More than 160 years ago, a similar effect to what happens on a speed skating rink attracted the attention of physicist Michael Faraday. He performed an experiment that everyone can do at home: take two ice cubes, stack them on top of each other in a freezer, and check after an hour whether you can still pull them apart. The answer is: no, you can’t. Faraday described this sticky phenomenon in one of his well-known Christmas lectures. His conclusion was that a small layer of water is present on the outside of the ice cube, even when stored at a temperature far below the freezing point. When you stack two ice cubes – according to Faraday – this layer freezes, making it impossible to separate the two cubes.
It took more than a century for physicists to find the courage to contradict a great scientist like Faraday. It was discovered that molecules on the surface of the ice are not necessarily fluid, but are certainly bound more loosely than in the centre of the crystal. As a result, it takes a relatively small amount of energy to move those molecules across the surface, or even take them off.
Debate in the world of ice
Three new theories emerged that could potentially describe the dynamics of the outer layer of ice molecules correctly. A debate in the world of ice researchers began, between supporters of four different explanations:
- The always present thin water layer of Faraday,
- The possibility for molecules at the ice surface to sublimate – become a gas directly from the solid state – and then condensate again.

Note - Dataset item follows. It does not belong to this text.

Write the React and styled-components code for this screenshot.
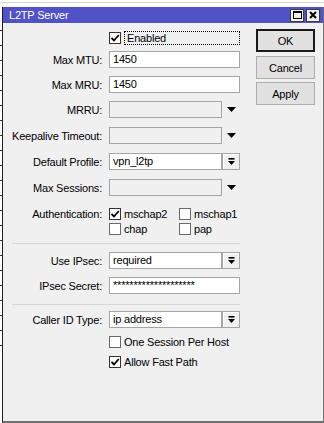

- The presence of water molecules inside the ice crystal (so not only at the surface) that can rearrange themselves into a new configuration,
- The possibility that water molecules on the surface of an ice crystal can change positions, like a slide puzzle.
In the new research, physicist Menno Demmenie and his colleagues did not stack ice cubes, but instead manipulated the ice surface by applying a tiny cut in it. They then observed the cut for a long time. After several hours, it turned out that the cut had disappeared and a new perfect layer of ice had formed. The ice had ‘healed itself’. In the images below it is clearly visible how a cut disappears over time; an animation of the effect can be found here.
Next, the healing effect was measured for 30 different scratches at 6 different ice temperatures. Statistically comparing the four candidate models to the data, the researchers were able to conclude that the healing effect is caused by local sublimation and condensation – option 2 in the list above. Put differently: water molecules briefly detach from the ice surface, and then condense inside the cut, slowly filling it up.
Instead of using ice resurfacers, we could therefore extend the breaks in between skating races by several hours, after which the ice will be spick and span again. However, besides the lengthy breaks, there is a second caveat: as in the experiment, the vapor pressure of the ice and the air must be carefully kept in equilibrium, to prevent moisture from the air condensating on the ice and deteriorating the track again. For now, we’ll keep using ice resurfacers.
Scratch-Healing Behavior of Ice by Local Sublimation and Condensation, M. Demmenie, P. Kolpakov, Y. Nagata, S. Woutersen and D. Bonn. The Journal of Physical Chemistry C 126, 4 (2022), 2179–2183.